Ожидание Машеньки — это надежда на возвращение утраченной России, общая эмигрантская мечта. Но очевидна невозможность ее осуществления, и Ганин, потративший столько моральных сил на то, чтобы самому встретить поезд с Машенькой (он напоил Алферова, поставил стрелки его будильника вместо восьми на десять часов), в последний момент отказывается от встречи с ней. «Но теперь он до конца исчерпал свое воспоминанье, до конца насытился им, и образ Машеньки остался вместе с умирающим старым поэтом там, в доме теней, который сам уже стал воспоминаньем». Здесь уже не два, а три мира: мир пансиона до переживания воспоминаний о российской любви (это мир пошлости и неуюта), мир воспоминаний о России (мир любви и подлинности) и уже тоже уходящий мир теней (мир, где России больше нет). Россия уходит навсегда вместе со смертью старого поэта Подтягина — такого же осколка подлинной России, как воспоминание о Машеньке. И знаменательно, что единственно близкий по духу Ганину Подтягин теряет паспорт, который давал ему право на другую жизнь в другой стране. Но подлинной России уже нет и она не может повториться нигде и никогда, потому не может продлиться и жизнь Подтягина ни в Германии, ни во Франции. Мечта о жизни, а таковой может быть только жизнь в России, останется неосуществленной.

Ганину на протяжении всего романа противопоставлен Алферов, во внешнем облике которого «было что-то лубочное, слащаво-евангельское». Он единственный из постояльцев пансиона доволен настоящим, единственный постоянно подчеркивает, что в России все хуже, грубее, а «тут вам не российский кавардак». Он даже как будто с удовольствием произносит: «Пора нам всем открыто заявить, что России капут, что «богоносец» оказался, как впрочем можно было ожидать, серой сволочью, что наша родина, стало быть, навсегда погибла». Удивительно, что Алферов говорит в общем-то истины, но то, как он это говорит, вызывает неприятие, желание не согласиться. Алферов — воплощение пошлости, которая была столь ненавистна Набокову, писавшему, что «пошлость включает в себя не только коллекцию готовых идей, но также и пользование стереотипами, клише, банальностями, выраженными в стертых словах». Алферов «бойким и докучливым голосом» с пафосом говорит общеизвестное, его умничанье, стремление во всем найти символы не может не вызывать раздражения.

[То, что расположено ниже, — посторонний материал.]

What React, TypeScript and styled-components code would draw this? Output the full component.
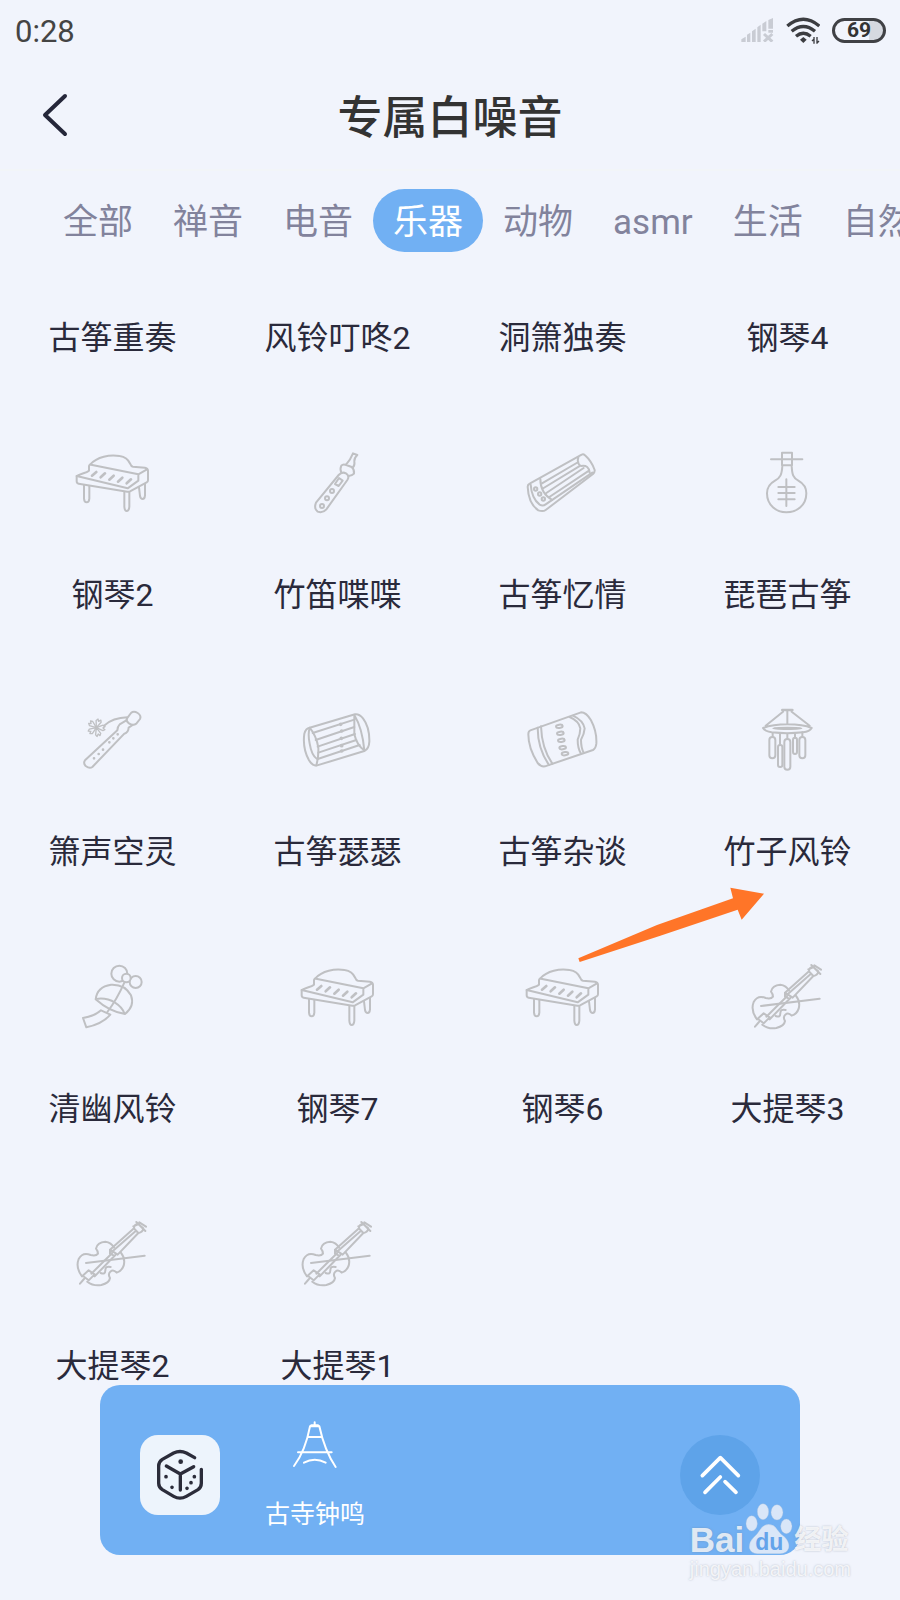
import React from 'react';
import styled, { createGlobalStyle } from 'styled-components';

const GlobalStyle = createGlobalStyle`
  * { box-sizing: border-box; }
  body {
    margin: 0;
    background: #f1f4fc;
    font-family: Roboto, "Noto Sans CJK SC", sans-serif;
  }
  button {
    border: 0;
    padding: 0;
    margin: 0;
    background: none;
    font: inherit;
    color: inherit;
    cursor: pointer;
  }
  svg { display: block; }
`;

const Page = styled.div`
  position: relative;
  min-height: 100vh;
  padding-bottom: 45px;
  overflow: hidden;
  background: #f1f4fc;
`;

const StatusBar = styled.div`
  display: flex;
  align-items: center;
  justify-content: space-between;
  height: 60px;
  padding: 0 14px 0 15px;
  color: #444;
  font-size: 31px;
  line-height: 36px;
`;

const Clock = styled.span`
  padding-top: 3px;
`;

const StatusIcons = styled.div`
  display: flex;
  align-items: center;
  gap: 12px;
`;

const Battery = styled.div`
  display: flex;
  align-items: center;
  justify-content: center;
  width: 54px;
  height: 25px;
  border: 3px solid #404145;
  border-radius: 13px;
  background: linear-gradient(to right, #f1f4fc 70%, #d6d9e0 70%);
  color: #333;
  font-size: 21px;
  font-weight: 700;
  line-height: 20px;
`;

const Header = styled.header`
  display: grid;
  grid-template-columns: 110px 1fr 110px;
  align-items: center;
  height: 111px;
  border-bottom: 2px solid #f2f5f8;
`;

const BackButton = styled.button`
  display: flex;
  justify-content: center;
  align-items: center;
  height: 80px;
`;

const Title = styled.h1`
  margin: 0;
  padding-top: 8px;
  color: #333;
  font-size: 45px;
  font-weight: 500;
  line-height: 60px;
  text-align: center;
`;

const Tabs = styled.nav`
  display: flex;
  padding: 18px 0 0 43px;
  overflow: hidden;
`;

const Tab = styled.button<{ $active?: boolean }>`
  flex: none;
  height: 63px;
  padding: 4px 20px 0;
  border-radius: 32px;
  background: ${(p) => (p.$active ? '#71b0f3' : 'transparent')};
  color: ${(p) => (p.$active ? '#fff' : '#82839c')};
  font-size: 35px;
  line-height: 59px;
`;

const Grid = styled.main`
  display: grid;
  grid-template-columns: repeat(4, 1fr);
  padding-top: 66px;
`;

const Sound = styled.button`
  position: relative;
  display: flex;
  flex-direction: column;
  align-items: center;
  color: #2a2a3b;
`;

const IconBox = styled.span`
  width: 92px;
  margin: 79px 0 48px;
`;

const SoundName = styled.span`
  font-size: 32px;
  line-height: 40px;
  white-space: nowrap;
`;

const Pointer = styled.span`
  position: absolute;
  top: 100%;
  right: 50%;
  z-index: 1;
  padding: 15px 23px 0 0;
`;

const Player = styled.section`
  display: flex;
  align-items: center;
  height: 170px;
  margin: -1px 100px 0;
  padding: 10px 40px 0;
  border-radius: 20px;
  background: #71b0f3;
`;

const DiceButton = styled.button`
  display: flex;
  align-items: center;
  justify-content: center;
  width: 80px;
  height: 80px;
  border-radius: 18px;
  background: #edf4fc;
`;

const Track = styled.div`
  display: flex;
  flex-direction: column;
  align-items: center;
  gap: 33px;
  margin-left: 45px;
  color: #fff;
  font-size: 25px;
  line-height: 30px;
`;

const ExpandButton = styled.button`
  display: flex;
  align-items: center;
  justify-content: center;
  width: 80px;
  height: 80px;
  margin-left: auto;
  border-radius: 50%;
  background: #5ea3e9;
`;

const Watermark = styled.div`
  position: absolute;
  right: 49px;
  bottom: 19px;
  display: flex;
  flex-direction: column;
  align-items: flex-start;
  color: rgba(255, 255, 255, 0.8);
  font-family: "Liberation Sans", "Noto Sans CJK SC", sans-serif;
  text-shadow: 0 0 2px rgba(120, 130, 150, 0.5);
  pointer-events: none;
`;

const Brand = styled.div`
  display: flex;
  align-items: flex-end;
  height: 54px;
  font-size: 35px;
  font-weight: 700;
  line-height: 34px;
`;

const BrandSuffix = styled.span`
  font-size: 27px;
`;

const Paw = styled.span`
  position: relative;
  width: 50px;
  height: 54px;
`;

const PawText = styled.span`
  position: absolute;
  left: 0;
  right: 0;
  bottom: 2px;
  color: #64a3ea;
  font-size: 23px;
  line-height: 26px;
  text-align: center;
  text-shadow: none;
`;

const SiteName = styled.div`
  font-size: 20px;
  line-height: 24px;
`;

type IconName =
  | 'piano' | 'flute' | 'guzheng' | 'pipa' | 'xiao' | 'zither'
  | 'drum' | 'chime' | 'bell' | 'violin';

const icons: Record<IconName, { box: string; art: React.ReactNode }> = {
  piano: {
    box: '22 -9 270 270',
    art: (
      <>
        <path d="M88 92V79Q88 73 94 74L236 103L262 88M236 103V122L204 145L51 108C62 101 80 99 88 92" />
        <path d="M51 108V124Q51 130 57 131L203 155Q207 156 211 154L261 127Q265 125 265 121V92Q264 84 256 83L220 80Q214 79 212 72C205 56 196 50 180 48C150 43 112 50 92 73" />
        <path strokeWidth="8" d="M97 107L110 96M123 112L136 100M149 119L162 107M175 125L188 113M201 130L214 118" />
        <path d="M73 136V176Q74 187 81 187Q88 187 89 176V138M194 157V200Q195 213 201 213Q208 213 209 200V157M238 142L241 168Q243 177 249 177Q255 177 256 166V132" />
      </>
    ),
  },
  flute: {
    box: '697 -9 270 270',
    art: (
      <>
        <path d="M769 188L837 105Q847 94 859 100Q871 108 863 120L800 208Q790 220 774 215Q762 206 769 188Z" />
        <circle cx="787" cy="198" r="6" /><circle cx="802" cy="175" r="6" /><circle cx="817" cy="153" r="6" />
        <path d="M826 132L838 114L849 122L837 138Z" />
        <path d="M845 98Q840 87 845 77Q850 71 860 75L876 81Q885 89 883 101Q878 107 867 108M859 74Q873 58 880 40L893 45Q883 54 884 64Q886 75 880 82" />
      </>
    ),
  },
  guzheng: {
    box: '22 -9 270 270',
    art: (
      <>
        <path d="M54 140Q54 134 60 131L216 44Q221 41 226 46Q246 64 255 90Q256 96 250 102L108 210Q100 216 86 211Q56 190 54 140Z" />
        <path d="M63 134Q66 176 90 194Q100 199 108 193L248 98M92 117Q92 160 128 180" />
        <path d="M97 130L206 66M102 144L212 77M110 159L222 84M119 171L238 92M206 52Q200 70 214 78Q238 74 240 98" />
        <circle cx="78" cy="147" r="5" /><circle cx="90" cy="162" r="5" /><circle cx="101" cy="177" r="5" />
      </>
    ),
  },
  pipa: {
    box: '697 -9 270 270',
    art: (
      <>
        <path d="M817 38H847V76H817ZM784 58H878M818 76C817 104 812 113 796 122C778 132 772 148 772 160C772 196 800 217 830 217C862 217 890 196 890 160C890 148 884 132 866 122C850 113 847 104 846 76" />
        <path d="M830 118V198M806 141H855M806 159H855M806 178H855" />
      </>
    ),
  },
  xiao: {
    box: '22 -3 270 270',
    art: (
      <>
        <path d="M200 76L180 88Q174 94 173 106L76 196Q70 204 78 213Q90 222 98 216L194 116Q206 113 207 98L219 90" />
        <path d="M202 70L214 54Q222 47 234 54Q246 62 241 72L230 86Q220 93 208 85Q198 78 202 70ZM133 92Q160 68 203 67" />
        {[20, 92, 164, 236, 308].map((a) => (
          <path key={a} strokeWidth="4" transform={`translate(110 98) rotate(${a})`} d="M0 0L-8 -20L-4 -26L0 -20L5 -26L8 -20Z" />
        ))}
        <path strokeWidth="8" d="M103 190h.1M117 177h.1M130 164h.1M149 142h.1M161 130h.1M174 118h.1" />
      </>
    ),
  },
  zither: {
    box: '697 -3 270 270',
    art: (
      <>
        <path d="M750 98L886 58Q898 56 910 70Q930 96 929 140Q928 162 914 168L770 212Q758 212 748 196Q728 160 734 116Q738 100 750 98Z" />
        <path d="M750 98Q770 122 776 158Q777 190 770 210M750 99Q744 116 750 146Q756 182 772 192M884 60Q908 100 914 166M884 60V118Q892 152 914 166" />
        <path d="M759 114L884 74M768 135L884 96M774 155L886 117M776 173L890 135M774 192L900 150" />
        <path strokeWidth="11" d="M843 88h.1M846 108h.1M845 130h.1M846 152h.1M846 168h.1" />
      </>
    ),
  },
  drum: {
    box: '22 -3 270 270',
    art: (
      <>
        <path d="M62 106L214 52Q230 52 244 76Q262 110 260 146Q258 161 250 165L106 214Q94 216 84 204Q56 160 56 118Q56 108 62 106Z" />
        <path d="M84 98Q84 160 118 210M94 94Q96 160 128 206M180 66Q208 78 212 100Q212 116 204 134Q204 160 214 176M190 62Q220 76 225 100Q224 116 214 134Q214 158 222 173" />
        {[[149, 94], [152, 115], [155, 136], [159, 158], [166, 176]].map(([x, y]) => (
          <ellipse key={y} cx={x} cy={y} rx="10" ry="5" transform={`rotate(-8 ${x} ${y})`} />
        ))}
      </>
    ),
  },
  chime: {
    box: '697 -3 270 270',
    art: (
      <>
        <path strokeWidth="8" d="M818 45H848" />
        <path d="M833 48V86M820 50L768 92M846 50L900 92M760 99Q790 88 833 88Q880 88 906 99Q900 110 880 112Q833 117 786 112Q766 109 760 99Z" />
        <ellipse cx="833" cy="100" rx="42" ry="2" />
        <path d="M789 114V126M811 116V150M833 116V132M856 114V128M878 112V126" />
        <rect x="779" y="126" width="18" height="64" rx="9" />
        <rect x="805" y="150" width="13" height="66" rx="6" />
        <rect x="824" y="132" width="18" height="92" rx="9" />
        <rect x="850" y="128" width="12" height="49" rx="6" />
        <rect x="869" y="126" width="18" height="64" rx="9" />
      </>
    ),
  },
  bell: {
    box: '22 3 270 270',
    art: (
      <>
        <circle cx="179" cy="71" r="24" /><circle cx="228" cy="96" r="18" />
        <circle cx="200" cy="84" r="13" fill="#f1f4fc" />
        <path d="M108 148Q112 110 154 104Q196 102 214 136Q226 168 196 192Q150 186 108 148ZM109 147Q140 142 166 158Q188 172 194 190M194 98Q172 148 143 186" />
        <path d="M124 181L152 194Q128 222 80 232L70 204Q104 199 124 181Z" />
      </>
    ),
  },
  violin: {
    box: '697 243 270 270',
    art: (
      <>
        <path d="M742 448Q722 422 732 396Q744 374 768 384Q784 388 790 380Q790 372 784 365Q788 345 812 344Q830 346 838 362M858 376Q873 394 867 416Q862 432 846 437Q836 426 827 434Q819 442 826 453Q824 468 800 474Q776 478 758 464" />
        <path d="M826 368L898 304L911 318L849 383ZM832 374L904 311M826 368V380L838 386M832 379L770 440M842 384L780 448M744 446L762 430L780 442L762 460ZM748 456L736 470" />
        <path d="M754 408L930 386M798 438Q812 444 812 430Q812 416 828 420M898 304Q898 292 910 291L926 304Q924 316 911 318M905 285L932 312M914 286L934 299M896 298L912 291" />
      </>
    ),
  },
};

const SoundIcon = ({ name }: { name: IconName }) => (
  <svg width="90" height="90" viewBox={icons[name].box} fill="none" stroke="#bfc0c3" strokeWidth="6" strokeLinecap="round" strokeLinejoin="round" aria-hidden="true">
    {icons[name].art}
  </svg>
);

const tabs = ['全部', '禅音', '电音', '乐器', '动物', 'asmr', '生活', '自然'];

const sounds: { name: string; icon?: IconName; pointed?: boolean }[] = [
  { name: '古筝重奏' },
  { name: '风铃叮咚2' },
  { name: '洞箫独奏' },
  { name: '钢琴4' },
  { name: '钢琴2', icon: 'piano' },
  { name: '竹笛喋喋', icon: 'flute' },
  { name: '古筝忆情', icon: 'guzheng' },
  { name: '琵琶古筝', icon: 'pipa' },
  { name: '箫声空灵', icon: 'xiao' },
  { name: '古筝瑟瑟', icon: 'zither' },
  { name: '古筝杂谈', icon: 'drum' },
  { name: '竹子风铃', icon: 'chime', pointed: true },
  { name: '清幽风铃', icon: 'bell' },
  { name: '钢琴7', icon: 'piano' },
  { name: '钢琴6', icon: 'piano' },
  { name: '大提琴3', icon: 'violin' },
  { name: '大提琴2', icon: 'violin' },
  { name: '大提琴1', icon: 'violin' },
];

export default function App() {
  return (
    <Page lang="zh-CN">
      <GlobalStyle />
      <StatusBar>
        <Clock>0:28</Clock>
        <StatusIcons>
          <svg width="33" height="24" viewBox="35 22 99 72" fill="#c9ccd4" aria-hidden="true">
            <path d="M36 94V86L49 78V94ZM53 94V72L63 66V94ZM68 94V62L79 54V94ZM84 94V50L94 42V94ZM99 62V39L111 31V62ZM117 54V28L131 22V54ZM117 58H131V66H117Z" />
            <path d="M104 70L129 93M129 70L104 93" stroke="#c9ccd4" strokeWidth="9" />
          </svg>
          <svg width="34" height="27" viewBox="168 20 102 81" fill="none" stroke="#3c3d41" strokeWidth="10" aria-hidden="true">
            <path d="M172 47Q220 6 268 47M185 63Q220 34 255 63M198 78Q220 60 242 78" />
            <path d="M220 80L230 88L220 98L210 88Z" fill="#3c3d41" stroke="none" />
            <path strokeWidth="4" d="M246 92L252 86V100M252 80V100M261 100V80M261 98L267 92" />
          </svg>
          <Battery>69</Battery>
        </StatusIcons>
      </StatusBar>

      <Header>
        <BackButton aria-label="返回">
          <svg width="28" height="44" viewBox="0 0 28 44" fill="none" stroke="#25273a" strokeWidth="4" strokeLinecap="round" strokeLinejoin="round">
            <path d="M24 3L4 22L24 41" />
          </svg>
        </BackButton>
        <Title>专属白噪音</Title>
      </Header>

      <Tabs>
        {tabs.map((t) => (
          <Tab key={t} $active={t === '乐器'}>{t}</Tab>
        ))}
      </Tabs>

      <Grid>
        {sounds.map((s) => (
          <Sound key={s.name}>
            {s.icon && <IconBox><SoundIcon name={s.icon} /></IconBox>}
            <SoundName>{s.name}</SoundName>
            {s.pointed && (
              <Pointer>
                <svg width="187" height="76" viewBox="203 50 561 228" fill="#ff7528" aria-hidden="true">
                  <path d="M204 264L440 164L668 84L660 52L761 70L694 148L682 118L450 196L208 275Z" />
                </svg>
              </Pointer>
            )}
          </Sound>
        ))}
      </Grid>

      <Player>
        <DiceButton aria-label="随机播放">
          <svg width="48" height="54" viewBox="199 234 144 162" fill="none" stroke="#2b2c3a" strokeWidth="10" strokeLinecap="round" strokeLinejoin="round">
            <path d="M315 263L290 249Q271 240 252 249L218 268Q207 275 207 288V340Q207 352 218 359L252 379Q271 390 290 379L325 359Q335 352 335 340V298M230 288L272 312L312 290M272 312V360" />
            <path strokeWidth="14" d="M273 275h.1" />
            <path strokeWidth="11" d="M229 320h.1M247 352h.1M314 320h.1M304 338h.1M292 355h.1" />
          </svg>
        </DiceButton>
        <Track>
          <svg width="46" height="46" viewBox="606 150 138 138" overflow="visible" fill="none" stroke="#fff" strokeWidth="6" strokeLinecap="round" strokeLinejoin="round" aria-hidden="true">
            <path d="M612 285Q646 240 660 166L664 163H684L688 166Q704 240 737 288M674 154V163M656 198H693M624 244H725M642 275Q674 258 707 275M662 166H686" />
          </svg>
          <span>古寺钟鸣</span>
        </Track>
        <ExpandButton aria-label="展开">
          <svg width="48" height="48" viewBox="166 243 144 144" fill="none" stroke="#fff" strokeWidth="11" strokeLinecap="round" strokeLinejoin="round">
            <path d="M185 317L239 263L293 317M193 367L239 321M253 335L286 367" />
          </svg>
        </ExpandButton>
      </Player>

      <Watermark>
        <Brand>
          <span>Bai</span>
          <Paw>
            <svg width="50" height="52" viewBox="312 400 150 156" fill="#d9e6f8" stroke="#a9bfdc" strokeWidth="1" aria-hidden="true">
              <ellipse cx="335" cy="461" rx="17" ry="23" />
              <ellipse cx="369" cy="426" rx="17" ry="24" />
              <ellipse cx="411" cy="428" rx="18" ry="23" />
              <ellipse cx="439" cy="470" rx="17" ry="22" />
              <path d="M386 464Q402 464 412 480Q420 492 434 502Q450 518 446 536Q440 552 420 552H352Q334 552 328 536Q326 518 340 504Q352 494 360 480Q370 464 386 464Z" />
            </svg>
            <PawText>du</PawText>
          </Paw>
          <BrandSuffix>经验</BrandSuffix>
        </Brand>
        <SiteName>jingyan.baidu.com</SiteName>
      </Watermark>
    </Page>
  );
}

В «Машеньке» Набоков еще не отошел от традиции русской классической литературы, неслучайно критики находят в этом романе отзвуки то Тургенева, то Чехова, а сюжетное построение связывают с правилом триединства места, времени, действия в драме классицизма. Действительно, взаимоотношения Ганина — Машеньки — Алферова (единство действия) происходят в основном в пансионе (единство места) в течение шести дней (единство времени). Но какие-то стилевые приемы, которые позже сложатся в особую набоковскую поэтику, уже наблюдаются и в первом романе. Это прием телескопического вложения воспоминаний: внутри воспоминания заключается еще одно воспоминание. Ганин вспоминает свою российскую любовь, внутри этого воспоминания — письма Машеньки, в которых вспоминается их летний роман как что-то «немыслимо дорогое и уже невозвратимое». Все это вспоминалось в пансионе — доме теней, который сам становится воспоминанием уезжающего Ганина. То, что позже получит развитие как основной нерв эстетики Набокова — воображение как истинная реальность и многослойность этой реальности, закладывалось уже в первом романе.